Monday, January 26, 2009

Choose Ice

Unseasonal weather continues here in Vancouver. After being trapped under an inversion for what seemed like forever, the mist lifted and we have cold, sunny weather. The mist was very pretty when you got up on the mountains. On Friday Big Jon (I forget why he's called that) was in town,  flying an aeroplane from London to Vancouver and back. There was some snow to be found and we had a fun day of skiing on Cypress with one of his crew. Then we ate cake at the Savary Island Pie Company. Some time I will have to get a pie there.


Vancouver, poking it's head out from the mist. 
Photo credit: Sean's Girlfriend. I don't know Sean, or his mysterious girlfriend.

Something else I have at the moment is Emma the cat. Emma came to stay for a month once before when Jeff, Tracy and Isabel went on holiday to Europe. This time they only got as far as Portland, but I got to be entertained by Emma for a few days. Emma's favourite game is to sit on my stairs or windowsill and make threatening faces at birds. The birds so far remain unperturbed.


On Saturday, a few of us headed up to Callaghan to skate ski and watch ski jumping.  Despite it being unpopular around here to say anything good about the 2010 Winter Olympics, I really didn't feel at all bad about our tax money being spent on this place... the ski trails were great and seeing World Cup ski jumping up close was quite something. The winning jump was around 140m... which is a long way to go without touching the ground. The cold, clear weather was great for cross-country skiing, which is convenient as it's not so great for other kinds of skiing out there just now.

I don't remember what was funny...

Yesterday I got my first decent off-road ride, in a long time, on Burnaby Mountain. Paul, Pete and I enjoyed the fast, crispy trails and the odd patch of frozen snow. Well... lower down it was the odd patch. Higher up we enjoyed scrabbling around on the unrideable, re-frozen snow and the odd patch of trail. Well... I enjoyed it. 

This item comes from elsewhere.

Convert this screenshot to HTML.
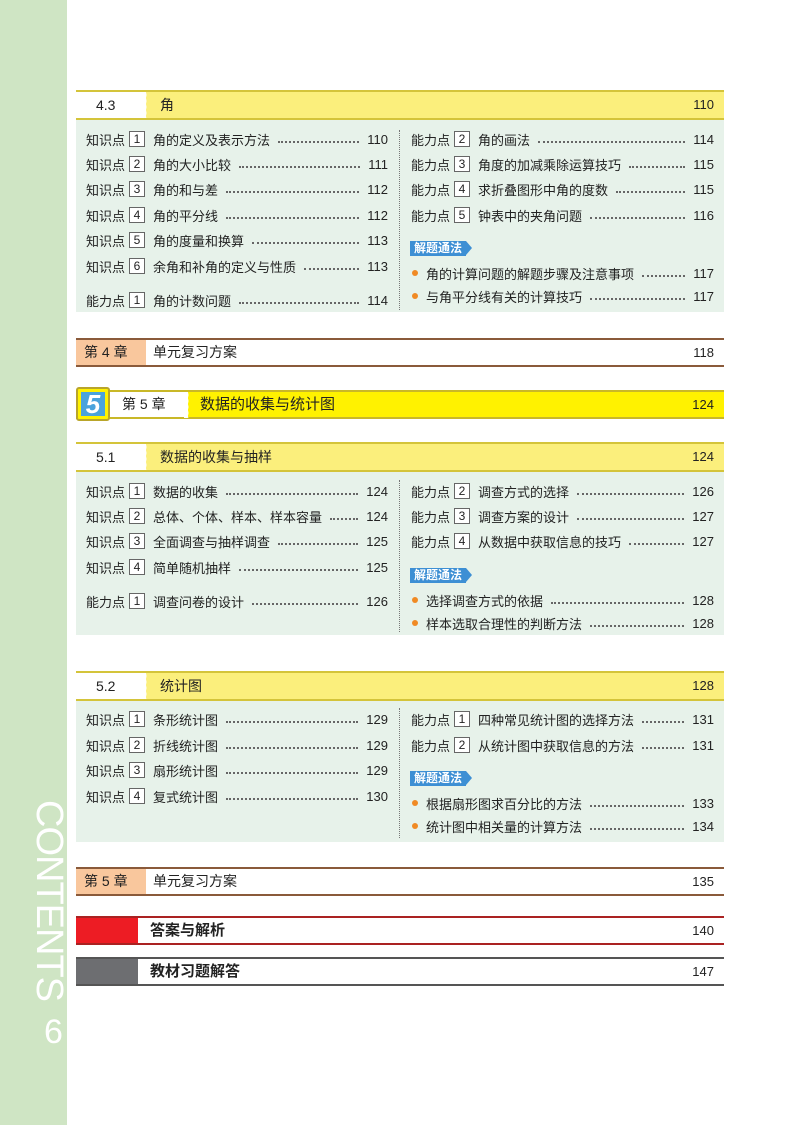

On Friday 12 of us are off to the Kootenays to fly into Sorcerer Lodge for a week. Fingers crossed for snow!

Wednesday, January 21, 2009

I Community Bike


Since April(ish) last year I've been volunteering for Our Community Bikes. OCB is a fantastic thing, and in my opinion one of the things that makes the world a better place to be. Run by consensus by an amazing group of enthusiastic and adventurous people, OCB is a haven of used bike parts, eclectic (and sometimes alarming) music, the dream of getting the world onto bikes, and some fantastic (and sometimes alarming) hairstyles. 

At OCB I've done everything from sorting through the donated bike parts for treasure, helping fix beach cruisers, 3 speeds, fixies, and all manner of peculiar and well used bikes, assembling bikes for health workers to use in Haiti, building a Christmas present for Lina, fixing my own bike, teaching others how to build a bike from parts, and rummaging for parts for friends.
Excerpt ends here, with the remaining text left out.